┌──

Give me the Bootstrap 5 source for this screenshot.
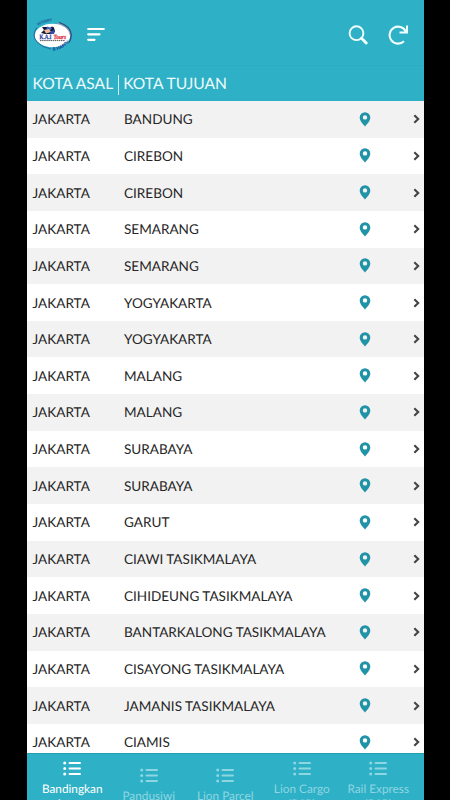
<!DOCTYPE html>
<html lang="id">
<head>
<meta charset="utf-8">
<meta name="viewport" content="width=device-width, initial-scale=1">
<title>Kota Asal - Kota Tujuan</title>
<link href="https://cdn.jsdelivr.net/npm/bootstrap@5.3.0/dist/css/bootstrap.min.css" rel="stylesheet">
<style>
html, body { height: 100%; background: #000; }
body { font-family: Lato, "Liberation Sans", sans-serif; overflow: hidden; text-rendering: geometricPrecision; }
.phone { width: 397px; height: 800px; margin-left: 26.5px; background: #fff; }
.teal { background: #2eb0c6; color: #fff; }
.topbar { height: 66px; padding: 4px 14.5px 0 6.5px; border-bottom: 1px solid #2dadc2; }
.menu-icon { margin-left: 14px; }
.refresh-icon { margin-left: 20px; }
.thead-row { height: 35px; padding: 2px 0 0 6px; font-size: 15.6px; color: #effafc; }
.divider { width: 1px; height: 20px; background: #d5eff4; margin: 0 4.5px; }
.route { height: 36.65px; font-size: 13.55px; color: #262626; padding-left: 6px; line-height: 20px; }
.route:nth-child(odd) { background: #f2f2f2; }
.origin { width: 91.5px; }
.pin { margin-right: 42.5px; }
.chevron { margin-right: 3.5px; }
.tabs { height: 47px; padding: 0 7px 0 7.5px; border-top: 1px solid #249fb4; font-size: 11.8px; line-height: 15px; }
.tab-item { width: 76.6px; color: #8ed6e2; padding-top: 7px; }
.tab-item.short { padding-top: 14px; }
.tab-item.current { color: #fff; }
.tab-item svg { margin-bottom: 5px; }
</style>
</head>
<body>
<svg class="d-none">
  <symbol id="pin" viewBox="0 0 12 15"><path fill="#2093a6" fill-rule="evenodd" d="M6 .3A5.300 5.300 0 0 0 .7 5.600C.7 9 4 12.400 6 14.500C8 12.400 11.300 9 11.300 5.600A5.300 5.300 0 0 0 6 .3zM6 3.200a2.200 2.200 0 1 1 0 4.400a2.200 2.200 0 0 1 0-4.400z"/></symbol>
  <symbol id="chev" viewBox="0 0 7 10"><path fill="none" stroke="#444" stroke-width="2.100" d="M1.300 1.200 5.200 5 1.300 8.800"/></symbol>
  <symbol id="list" viewBox="0 0 18 15"><g fill="none" stroke="currentColor" stroke-linecap="round"><path stroke-width="3" d="M1.700 2h.01M1.700 7.500h.01M1.700 13h.01"/><path stroke-width="2" d="M6.500 2H17M6.500 7.500H17M6.500 13H17"/></g></symbol>
</svg>
<main class="phone d-flex flex-column overflow-hidden">
  <header class="topbar teal d-flex align-items-center flex-shrink-0">
    <svg width="40" height="34" viewBox="0 0 40 34" role="img" aria-label="KAI Tours">
      <defs>
        <path id="arcTop" d="M4.500 8.500Q10 3.800 22 3"/>
        <path id="arcBottom" d="M19 33Q31 31.500 38.500 22"/>
      </defs>
      <ellipse cx="19.500" cy="17.500" rx="17.700" ry="11.800" fill="#fff"/>
      <path d="M4 9.500Q-2 17 4 24Q9 29.500 18 31" fill="none" stroke="#245f99" stroke-width=".9"/>
      <path d="M26 4.500Q37.500 8 38.300 16.500Q38.300 21 36 24.500" fill="none" stroke="#343f78" stroke-width="1.200"/>
      <path d="M24 5Q36 8.500 37 17" fill="none" stroke="#c48a9c" stroke-width=".7"/>
      <path d="M9 9h5l2 1.500 3-2 2 1 1 4-2 2.500h-8l-4-1 3-3z" fill="#171a35"/>
      <path d="M14 8.500l5 1.500-2 3-4 0z" fill="#4168bd"/><path d="M11 12l5-1 2 3-5 1.500z" fill="#f2b79c"/><path d="M18 13l4-1-1 4h-4z" fill="#2d4fab"/>
      <text x="6.500" y="20.800" font-family="Liberation Serif, serif" font-weight="700" font-size="6.500" fill="#2c3b9b" stroke="#2c3b9b" stroke-width=".25" textLength="12" lengthAdjust="spacingAndGlyphs">K.A.I</text>
      <text x="20.500" y="20.800" font-family="Liberation Serif, serif" font-weight="700" font-style="italic" font-size="6.500" fill="#e02e3f" stroke="#e02e3f" stroke-width=".25" textLength="12.500" lengthAdjust="spacingAndGlyphs">Tours</text>
      <path d="M7 22.600h25" stroke="#555" stroke-width="1" stroke-dasharray="1.500 .6"/>
      <text font-family="Lato, sans-serif" font-weight="900" font-size="4" fill="#1d5f98"><textPath href="#arcTop" startOffset="1">WORRY</textPath></text>
      <text font-family="Lato, sans-serif" font-weight="900" font-size="4.400" fill="#123c91"><textPath href="#arcBottom" startOffset="1">B HAPPY</textPath></text>
    </svg>
    <svg class="menu-icon" width="18" height="15" viewBox="0 0 18 15"><path d="M1.200 2H16.800M1.200 7.300H12.500M1.200 12.800H7.500" stroke="#fff" stroke-width="2.200" stroke-linecap="round"/></svg>
    <svg class="ms-auto" width="20" height="20" viewBox="0 0 20 20" fill="none" stroke="#f2ffff"><circle cx="8.500" cy="8.200" r="6.900" stroke-width="1.900"/><path d="M13.500 13.200 18.200 18" stroke-width="2.900" stroke-linecap="round"/></svg>
    <svg class="refresh-icon" width="21" height="20" viewBox="0 0 21 20" fill="none" stroke="#f2ffff" stroke-width="2.100"><path d="M16 16.300A8.500 8.500 0 1 1 17.800 6.500M19 .5V7.500H11.500"/></svg>
  </header>
  <div class="thead-row teal d-flex align-items-center flex-shrink-0">
    <span>KOTA ASAL</span><span class="divider"></span><span>KOTA TUJUAN</span>
  </div>
  <section id="routes" class="flex-grow-1 overflow-hidden"></section>
  <nav class="tabs teal d-flex text-center flex-shrink-0 overflow-hidden">
    <div class="tab-item current"><svg class="d-block mx-auto" width="18" height="15"><use href="#list"/></svg>Bandingkan<br>harga</div>
    <div class="tab-item short"><svg class="d-block mx-auto" width="18" height="15"><use href="#list"/></svg>Pandusiwi</div>
    <div class="tab-item short"><svg class="d-block mx-auto" width="18" height="15"><use href="#list"/></svg>Lion Parcel</div>
    <div class="tab-item"><svg class="d-block mx-auto" width="18" height="15"><use href="#list"/></svg>Lion Cargo<br>(BSP)</div>
    <div class="tab-item"><svg class="d-block mx-auto" width="18" height="15"><use href="#list"/></svg>Rail Express<br>(BSP)</div>
  </nav>
</main>
<script>
const cities = ["BANDUNG","CIREBON","CIREBON","SEMARANG","SEMARANG","YOGYAKARTA","YOGYAKARTA","MALANG","MALANG","SURABAYA","SURABAYA","GARUT","CIAWI TASIKMALAYA","CIHIDEUNG TASIKMALAYA","BANTARKALONG TASIKMALAYA","CISAYONG TASIKMALAYA","JAMANIS TASIKMALAYA","CIAMIS"];
document.getElementById("routes").innerHTML = cities.map(c => `<div class="route d-flex align-items-center"><span class="origin">JAKARTA</span><span class="flex-grow-1">${c}</span><svg class="pin" width="12" height="15"><use href="#pin"/></svg><svg class="chevron" width="7" height="10"><use href="#chev"/></svg></div>`).join("");
</script>
<script src="https://cdn.jsdelivr.net/npm/bootstrap@5.3.0/dist/js/bootstrap.bundle.min.js"></script>
</body>
</html>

└──

Stated task: Transcribe the whole listing exactly. Pictures are excluded.

Response to this task:
Give me the Bootstrap 5 source for this screenshot.
<!DOCTYPE html>
<html lang="id">
<head>
<meta charset="utf-8">
<meta name="viewport" content="width=device-width, initial-scale=1">
<title>Kota Asal - Kota Tujuan</title>
<link href="https://cdn.jsdelivr.net/npm/bootstrap@5.3.0/dist/css/bootstrap.min.css" rel="stylesheet">
<style>
html, body { height: 100%; background: #000; }
body { font-family: Lato, "Liberation Sans", sans-serif; overflow: hidden; text-rendering: geometricPrecision; }
.phone { width: 397px; height: 800px; margin-left: 26.5px; background: #fff; }
.teal { background: #2eb0c6; color: #fff; }
.topbar { height: 66px; padding: 4px 14.5px 0 6.5px; border-bottom: 1px solid #2dadc2; }
.menu-icon { margin-left: 14px; }
.refresh-icon { margin-left: 20px; }
.thead-row { height: 35px; padding: 2px 0 0 6px; font-size: 15.6px; color: #effafc; }
.divider { width: 1px; height: 20px; background: #d5eff4; margin: 0 4.5px; }
.route { height: 36.65px; font-size: 13.55px; color: #262626; padding-left: 6px; line-height: 20px; }
.route:nth-child(odd) { background: #f2f2f2; }
.origin { width: 91.5px; }
.pin { margin-right: 42.5px; }
.chevron { margin-right: 3.5px; }
.tabs { height: 47px; padding: 0 7px 0 7.5px; border-top: 1px solid #249fb4; font-size: 11.8px; line-height: 15px; }
.tab-item { width: 76.6px; color: #8ed6e2; padding-top: 7px; }
.tab-item.short { padding-top: 14px; }
.tab-item.current { color: #fff; }
.tab-item svg { margin-bottom: 5px; }
</style>
</head>
<body>
<svg class="d-none">
  <symbol id="pin" viewBox="0 0 12 15"><path fill="#2093a6" fill-rule="evenodd" d="M6 .3A5.300 5.300 0 0 0 .7 5.600C.7 9 4 12.400 6 14.500C8 12.400 11.300 9 11.300 5.600A5.300 5.300 0 0 0 6 .3zM6 3.200a2.200 2.200 0 1 1 0 4.400a2.200 2.200 0 0 1 0-4.400z"/></symbol>
  <symbol id="chev" viewBox="0 0 7 10"><path fill="none" stroke="#444" stroke-width="2.100" d="M1.300 1.200 5.200 5 1.300 8.800"/></symbol>
  <symbol id="list" viewBox="0 0 18 15"><g fill="none" stroke="currentColor" stroke-linecap="round"><path stroke-width="3" d="M1.700 2h.01M1.700 7.500h.01M1.700 13h.01"/><path stroke-width="2" d="M6.500 2H17M6.500 7.500H17M6.500 13H17"/></g></symbol>
</svg>
<main class="phone d-flex flex-column overflow-hidden">
  <header class="topbar teal d-flex align-items-center flex-shrink-0">
    <svg width="40" height="34" viewBox="0 0 40 34" role="img" aria-label="KAI Tours">
      <defs>
        <path id="arcTop" d="M4.500 8.500Q10 3.800 22 3"/>
        <path id="arcBottom" d="M19 33Q31 31.500 38.500 22"/>
      </defs>
      <ellipse cx="19.500" cy="17.500" rx="17.700" ry="11.800" fill="#fff"/>
      <path d="M4 9.500Q-2 17 4 24Q9 29.500 18 31" fill="none" stroke="#245f99" stroke-width=".9"/>
      <path d="M26 4.500Q37.500 8 38.300 16.500Q38.300 21 36 24.500" fill="none" stroke="#343f78" stroke-width="1.200"/>
      <path d="M24 5Q36 8.500 37 17" fill="none" stroke="#c48a9c" stroke-width=".7"/>
      <path d="M9 9h5l2 1.500 3-2 2 1 1 4-2 2.500h-8l-4-1 3-3z" fill="#171a35"/>
      <path d="M14 8.500l5 1.500-2 3-4 0z" fill="#4168bd"/><path d="M11 12l5-1 2 3-5 1.500z" fill="#f2b79c"/><path d="M18 13l4-1-1 4h-4z" fill="#2d4fab"/>
      <text x="6.500" y="20.800" font-family="Liberation Serif, serif" font-weight="700" font-size="6.500" fill="#2c3b9b" stroke="#2c3b9b" stroke-width=".25" textLength="12" lengthAdjust="spacingAndGlyphs">K.A.I</text>
      <text x="20.500" y="20.800" font-family="Liberation Serif, serif" font-weight="700" font-style="italic" font-size="6.500" fill="#e02e3f" stroke="#e02e3f" stroke-width=".25" textLength="12.500" lengthAdjust="spacingAndGlyphs">Tours</text>
      <path d="M7 22.600h25" stroke="#555" stroke-width="1" stroke-dasharray="1.500 .6"/>
      <text font-family="Lato, sans-serif" font-weight="900" font-size="4" fill="#1d5f98"><textPath href="#arcTop" startOffset="1">WORRY</textPath></text>
      <text font-family="Lato, sans-serif" font-weight="900" font-size="4.400" fill="#123c91"><textPath href="#arcBottom" startOffset="1">B HAPPY</textPath></text>
    </svg>
    <svg class="menu-icon" width="18" height="15" viewBox="0 0 18 15"><path d="M1.200 2H16.800M1.200 7.300H12.500M1.200 12.800H7.500" stroke="#fff" stroke-width="2.200" stroke-linecap="round"/></svg>
    <svg class="ms-auto" width="20" height="20" viewBox="0 0 20 20" fill="none" stroke="#f2ffff"><circle cx="8.500" cy="8.200" r="6.900" stroke-width="1.900"/><path d="M13.500 13.200 18.200 18" stroke-width="2.900" stroke-linecap="round"/></svg>
    <svg class="refresh-icon" width="21" height="20" viewBox="0 0 21 20" fill="none" stroke="#f2ffff" stroke-width="2.100"><path d="M16 16.300A8.500 8.500 0 1 1 17.800 6.500M19 .5V7.500H11.500"/></svg>
  </header>
  <div class="thead-row teal d-flex align-items-center flex-shrink-0">
    <span>KOTA ASAL</span><span class="divider"></span><span>KOTA TUJUAN</span>
  </div>
  <section id="routes" class="flex-grow-1 overflow-hidden"></section>
  <nav class="tabs teal d-flex text-center flex-shrink-0 overflow-hidden">
    <div class="tab-item current"><svg class="d-block mx-auto" width="18" height="15"><use href="#list"/></svg>Bandingkan<br>harga</div>
    <div class="tab-item short"><svg class="d-block mx-auto" width="18" height="15"><use href="#list"/></svg>Pandusiwi</div>
    <div class="tab-item short"><svg class="d-block mx-auto" width="18" height="15"><use href="#list"/></svg>Lion Parcel</div>
    <div class="tab-item"><svg class="d-block mx-auto" width="18" height="15"><use href="#list"/></svg>Lion Cargo<br>(BSP)</div>
    <div class="tab-item"><svg class="d-block mx-auto" width="18" height="15"><use href="#list"/></svg>Rail Express<br>(BSP)</div>
  </nav>
</main>
<script>
const cities = ["BANDUNG","CIREBON","CIREBON","SEMARANG","SEMARANG","YOGYAKARTA","YOGYAKARTA","MALANG","MALANG","SURABAYA","SURABAYA","GARUT","CIAWI TASIKMALAYA","CIHIDEUNG TASIKMALAYA","BANTARKALONG TASIKMALAYA","CISAYONG TASIKMALAYA","JAMANIS TASIKMALAYA","CIAMIS"];
document.getElementById("routes").innerHTML = cities.map(c => `<div class="route d-flex align-items-center"><span class="origin">JAKARTA</span><span class="flex-grow-1">${c}</span><svg class="pin" width="12" height="15"><use href="#pin"/></svg><svg class="chevron" width="7" height="10"><use href="#chev"/></svg></div>`).join("");
</script>
<script src="https://cdn.jsdelivr.net/npm/bootstrap@5.3.0/dist/js/bootstrap.bundle.min.js"></script>
</body>
</html>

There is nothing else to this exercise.